The lines to extract run from the first line of the material below to the line containing "string; checked: boolean;", both included; leave the pictures behind.

<<<<

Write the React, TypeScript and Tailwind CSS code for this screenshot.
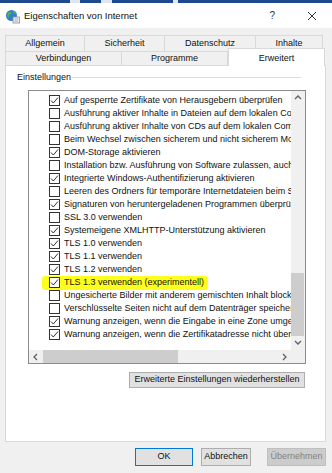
import React from "react";

type Item = { label: string; checked: boolean; marked?: boolean };

const items: Item[] = [
  { label: "Auf gesperrte Zertifikate von Herausgebern überprüfen", checked: true },
  { label: "Ausführung aktiver Inhalte in Dateien auf dem lokalen Computer zulassen", checked: false },
  { label: "Ausführung aktiver Inhalte von CDs auf dem lokalen Computer zulassen", checked: false },
  { label: "Beim Wechsel zwischen sicherem und nicht sicherem Modus warnen", checked: false },
  { label: "DOM-Storage aktivieren", checked: true },
  { label: "Installation bzw. Ausführung von Software zulassen, auch wenn die Signatur ungültig ist", checked: false },
  { label: "Integrierte Windows-Authentifizierung aktivieren", checked: true },
  { label: "Leeren des Ordners für temporäre Internetdateien beim Schließen des Browsers", checked: false },
  { label: "Signaturen von heruntergeladenen Programmen überprüfen", checked: true },
  { label: "SSL 3.0 verwenden", checked: false },
  { label: "Systemeigene XMLHTTP-Unterstützung aktivieren", checked: true },
  { label: "TLS 1.0 verwenden", checked: true },
  { label: "TLS 1.1 verwenden", checked: true },
  { label: "TLS 1.2 verwenden", checked: true },
  { label: "TLS 1.3 verwenden (experimentell)", checked: true, marked: true },
  { label: "Ungesicherte Bilder mit anderem gemischten Inhalt blockieren", checked: false },
  { label: "Verschlüsselte Seiten nicht auf dem Datenträger speichern", checked: false },
  { label: "Warnung anzeigen, wenn die Eingabe in eine Zone umgeleitet wird", checked: true },
  { label: "Warnung anzeigen, wenn die Zertifikatadresse nicht übereinstimmt", checked: true },
];

const Box = ({ checked }: { checked: boolean }) => (
  <span className="w-[11px] h-[11px] shrink-0 border border-[#333] bg-white flex items-center justify-center">
    {checked && (
      <svg width="9" height="9" viewBox="0 0 9 9">
        <polyline points="1,4.5 3.3,7 8,1.5" fill="none" stroke="#333" strokeWidth="1" />
      </svg>
    )}
  </span>
);

const Chevron = ({ dir }: { dir: "up" | "down" | "left" | "right" }) => {
  const pts = {
    up: "1,5 4,2 7,5",
    down: "1,2 4,5 7,2",
    left: "5,1 2,4 5,7",
    right: "2,1 5,4 2,7",
  }[dir];
  return (
    <svg width="8" height="8" viewBox="0 0 8 8">
      <polyline points={pts} fill="none" stroke="#606060" strokeWidth="1.3" />
    </svg>
  );
};

const IeIcon = () => (
  <svg width="15" height="15" viewBox="0 0 15 15">
    <circle cx="6.5" cy="6.5" r="5.5" fill="#2f7fd4" />
    <path d="M3 3.5c1.5-1 3-.5 3.5.8-.6 1.2-2 1-2.5 2.2-.4 1 .4 2-.6 2.6C2.2 8 1.8 5.2 3 3.5z" fill="#57b34a" />
    <path d="M8 2.2c1.6.3 2.8 1.4 3.2 2.6-1 .3-1.6-.5-2.4-.2-.6-.8-1.2-1.4-.8-2.4z" fill="#57b34a" />
    <rect x="8" y="8" width="6.5" height="6" fill="#f4f4f4" stroke="#8a8a8a" strokeWidth="0.8" />
    <line x1="9.3" y1="10" x2="13.2" y2="10" stroke="#9a9a9a" strokeWidth="0.8" />
    <line x1="9.3" y1="12" x2="13.2" y2="12" stroke="#9a9a9a" strokeWidth="0.8" />
  </svg>
);

export default function App() {
  return (
    <div className="w-[332px] h-[473px] bg-[#f0f0f0] flex flex-col overflow-hidden font-['Liberation_Sans',Arial,sans-serif] text-[9px] text-[#111]">
      {/* Edge of the window behind */}
      <div className="h-[3px] bg-[#1d4a8f] flex">
        <div className="ml-[70px] w-[10px] bg-[#dfe6f0]" />
        <div className="ml-[21px] w-[11px] bg-[#dfe6f0]" />
        <div className="ml-[61px] w-[5px] bg-[#dfe6f0]" />
      </div>

      {/* Title bar */}
      <div className="h-[25px] bg-white flex items-center">
        <span className="ml-[5px] mt-[2px]">
          <IeIcon />
        </span>
        <span className="ml-[4px] mt-[1px] text-[9.5px] text-[#111]">Eigenschaften von Internet</span>
        <span className="ml-auto mr-[32px] text-[10px] text-[#333]">?</span>
        <span className="mr-[15px] w-[10px] h-[10px]">
          <svg width="10" height="10" viewBox="0 0 10 10">
            <path d="M1 1l8 8M9 1l-8 8" stroke="#333" strokeWidth="1" />
          </svg>
        </span>
      </div>

      {/* Tabs */}
      <div className="mt-[7px] px-[5px]">
        <div className="flex h-[16px]">
          <div className="w-[80px] border border-b-0 border-[#d9d9d9] flex items-center justify-center">Allgemein</div>
          <div className="w-[80px] border border-b-0 border-l-0 border-[#d9d9d9] flex items-center justify-center">Sicherheit</div>
          <div className="w-[91px] border border-b-0 border-l-0 border-[#d9d9d9] flex items-center justify-center">Datenschutz</div>
          <div className="w-[67px] border border-b-0 border-l-0 border-[#d9d9d9] flex items-center justify-center">Inhalte</div>
        </div>
        <div className="flex h-[14px] items-end">
          <div className="w-[117px] h-[14px] border border-b-0 border-[#d9d9d9] flex items-center justify-center">Verbindungen</div>
          <div className="w-[106px] h-[14px] border border-b-0 border-l-0 border-[#d9d9d9] flex items-center justify-center">Programme</div>
          <div className="relative z-10 w-[97px] h-[18px] mb-[-1px] bg-white border border-b-0 border-[#d9d9d9] flex items-start justify-center pt-[3px]">
            Erweitert
          </div>
        </div>
      </div>

      {/* Panel */}
      <div className="mx-[5px] w-[321px] h-[377px] bg-white border border-[#d9d9d9] flex flex-col">
        <div className="mt-[6px] ml-[11px] mr-[24px] flex items-center h-[11px]">
          <span>Einstellungen</span>
          <span className="flex-1 h-px bg-[#dcdcdc] ml-[1px]" />
        </div>

        <div className="ml-[22px] mt-[7px] w-[278px] flex flex-col items-end">
          {/* List box */}
          <div className="w-[278px] h-[274px] border border-[#8c8c8c] flex flex-col">
            <div className="flex flex-1 min-h-0">
              <div className="flex-1 min-w-0 overflow-hidden pt-[3px]">
                {items.map((it) => (
                  <div key={it.label} className={`h-[13px] flex items-center whitespace-nowrap ${it.marked ? "pl-[13px]" : "pl-[20px]"}`}>
                    {it.marked ? (
                      <div className="flex items-center h-[14px] w-[166px] pl-[7px] bg-[#ffff1e] rounded-[3px]">
                        <Box checked={it.checked} />
                        <span className="ml-[4px]">{it.label}</span>
                      </div>
                    ) : (
                      <>
                        <Box checked={it.checked} />
                        <span className="ml-[4px]">{it.label}</span>
                      </>
                    )}
                  </div>
                ))}
              </div>
              {/* Vertical scrollbar */}
              <div className="w-[14px] bg-[#f0f0f0] flex flex-col">
                <div className="h-[14px] flex items-center justify-center">
                  <Chevron dir="up" />
                </div>
                <div className="flex-1 flex flex-col justify-end pr-[1px]">
                  <div className="h-[63px] bg-[#cdcdcd]" />
                </div>
                <div className="h-[14px] flex items-center justify-center">
                  <Chevron dir="down" />
                </div>
              </div>
            </div>
            {/* Horizontal scrollbar */}
            <div className="h-[13px] flex bg-[#f0f0f0]">
              <div className="w-[14px] flex items-center justify-center">
                <Chevron dir="left" />
              </div>
              <div className="flex-1 flex items-stretch">
                <div className="w-[135px] bg-[#cdcdcd]" />
              </div>
              <div className="w-[13px] flex items-center justify-center">
                <Chevron dir="right" />
              </div>
              <div className="w-[14px] bg-[#f0f0f0]" />
            </div>
          </div>

          <button className="mt-[8px] mr-[1px] w-[176px] h-[16px] bg-[#e1e1e1] border border-[#adadad] flex items-center justify-center text-[9px] text-[#111]">
            Erweiterte Einstellungen wiederherstellen
          </button>
        </div>
      </div>

      {/* Dialog buttons */}
      <div className="mt-[6px] flex h-[18px]">
        <button className="ml-[135px] w-[58px] h-[18px] bg-[#e1e1e1] border border-[#0078d7] text-[9px] text-[#111]">OK</button>
        <button className="ml-[8px] w-[50px] h-[18px] bg-[#e1e1e1] border border-[#adadad] text-[9px] text-[#111]">Abbrechen</button>
        <button className="ml-[16px] w-[59px] h-[18px] bg-[#cccccc] border border-[#bfbfbf] text-[9px] text-[#838383]">Übernehmen</button>
      </div>
    </div>
  );
}
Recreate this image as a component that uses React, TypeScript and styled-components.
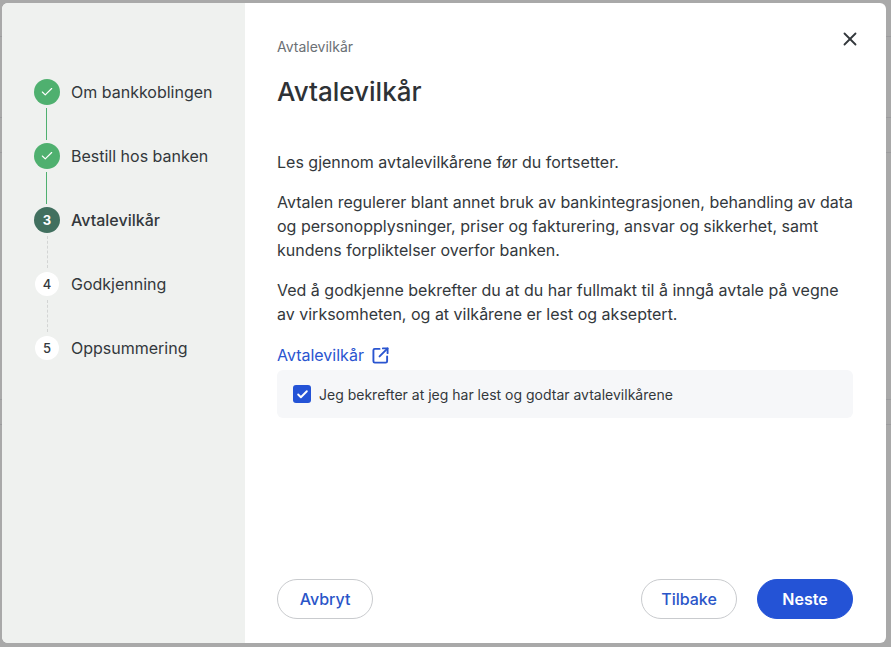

>>>>

TASK ANSWER =
Write the React, TypeScript and Tailwind CSS code for this screenshot.
import React from "react";

type Item = { label: string; checked: boolean; marked?: boolean };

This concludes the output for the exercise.